> DATA SHOWN:
_____
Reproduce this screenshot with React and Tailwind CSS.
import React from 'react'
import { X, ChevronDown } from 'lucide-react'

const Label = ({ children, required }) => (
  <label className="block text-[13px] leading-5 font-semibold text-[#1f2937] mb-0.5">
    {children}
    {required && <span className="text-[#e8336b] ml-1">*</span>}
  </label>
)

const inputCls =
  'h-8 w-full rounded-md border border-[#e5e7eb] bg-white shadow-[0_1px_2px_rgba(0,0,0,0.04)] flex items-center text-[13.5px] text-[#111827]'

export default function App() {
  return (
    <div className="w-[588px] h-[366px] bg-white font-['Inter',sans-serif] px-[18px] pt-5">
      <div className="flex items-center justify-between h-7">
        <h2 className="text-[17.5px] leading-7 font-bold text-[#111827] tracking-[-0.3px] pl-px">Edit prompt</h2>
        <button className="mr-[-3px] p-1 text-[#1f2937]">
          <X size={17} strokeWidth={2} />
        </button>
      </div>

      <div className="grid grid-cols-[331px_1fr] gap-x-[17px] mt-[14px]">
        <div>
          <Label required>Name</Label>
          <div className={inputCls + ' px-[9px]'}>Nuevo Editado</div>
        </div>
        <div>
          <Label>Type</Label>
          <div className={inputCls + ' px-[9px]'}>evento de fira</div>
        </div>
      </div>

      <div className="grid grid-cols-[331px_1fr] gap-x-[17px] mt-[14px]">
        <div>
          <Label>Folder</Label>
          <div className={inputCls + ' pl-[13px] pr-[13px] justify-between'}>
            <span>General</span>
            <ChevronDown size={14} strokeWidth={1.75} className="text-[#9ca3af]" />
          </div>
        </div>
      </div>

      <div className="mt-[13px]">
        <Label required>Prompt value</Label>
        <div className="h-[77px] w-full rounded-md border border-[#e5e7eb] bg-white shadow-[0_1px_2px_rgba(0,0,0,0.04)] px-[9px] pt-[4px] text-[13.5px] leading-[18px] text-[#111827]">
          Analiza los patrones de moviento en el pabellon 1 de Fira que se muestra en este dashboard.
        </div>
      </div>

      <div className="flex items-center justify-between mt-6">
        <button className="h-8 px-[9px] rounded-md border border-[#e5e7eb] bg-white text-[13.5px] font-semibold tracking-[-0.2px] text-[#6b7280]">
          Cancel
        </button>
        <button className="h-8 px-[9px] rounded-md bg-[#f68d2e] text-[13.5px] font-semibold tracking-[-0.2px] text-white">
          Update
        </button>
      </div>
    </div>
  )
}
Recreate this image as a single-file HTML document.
_____
> WHAT IS ASKED: Each line of the listing above should be output exactly.

> EXERCISE RESPONSE:
Reproduce this screenshot with React and Tailwind CSS.
import React from 'react'
import { X, ChevronDown } from 'lucide-react'

const Label = ({ children, required }) => (
  <label className="block text-[13px] leading-5 font-semibold text-[#1f2937] mb-0.5">
    {children}
    {required && <span className="text-[#e8336b] ml-1">*</span>}
  </label>
)

const inputCls =
  'h-8 w-full rounded-md border border-[#e5e7eb] bg-white shadow-[0_1px_2px_rgba(0,0,0,0.04)] flex items-center text-[13.5px] text-[#111827]'

export default function App() {
  return (
    <div className="w-[588px] h-[366px] bg-white font-['Inter',sans-serif] px-[18px] pt-5">
      <div className="flex items-center justify-between h-7">
        <h2 className="text-[17.5px] leading-7 font-bold text-[#111827] tracking-[-0.3px] pl-px">Edit prompt</h2>
        <button className="mr-[-3px] p-1 text-[#1f2937]">
          <X size={17} strokeWidth={2} />
        </button>
      </div>

      <div className="grid grid-cols-[331px_1fr] gap-x-[17px] mt-[14px]">
        <div>
          <Label required>Name</Label>
          <div className={inputCls + ' px-[9px]'}>Nuevo Editado</div>
        </div>
        <div>
          <Label>Type</Label>
          <div className={inputCls + ' px-[9px]'}>evento de fira</div>
        </div>
      </div>

      <div className="grid grid-cols-[331px_1fr] gap-x-[17px] mt-[14px]">
        <div>
          <Label>Folder</Label>
          <div className={inputCls + ' pl-[13px] pr-[13px] justify-between'}>
            <span>General</span>
            <ChevronDown size={14} strokeWidth={1.75} className="text-[#9ca3af]" />
          </div>
        </div>
      </div>

      <div className="mt-[13px]">
        <Label required>Prompt value</Label>
        <div className="h-[77px] w-full rounded-md border border-[#e5e7eb] bg-white shadow-[0_1px_2px_rgba(0,0,0,0.04)] px-[9px] pt-[4px] text-[13.5px] leading-[18px] text-[#111827]">
          Analiza los patrones de moviento en el pabellon 1 de Fira que se muestra en este dashboard.
        </div>
      </div>

      <div className="flex items-center justify-between mt-6">
        <button className="h-8 px-[9px] rounded-md border border-[#e5e7eb] bg-white text-[13.5px] font-semibold tracking-[-0.2px] text-[#6b7280]">
          Cancel
        </button>
        <button className="h-8 px-[9px] rounded-md bg-[#f68d2e] text-[13.5px] font-semibold tracking-[-0.2px] text-white">
          Update
        </button>
      </div>
    </div>
  )
}
Recreate this image as a single-file HTML document.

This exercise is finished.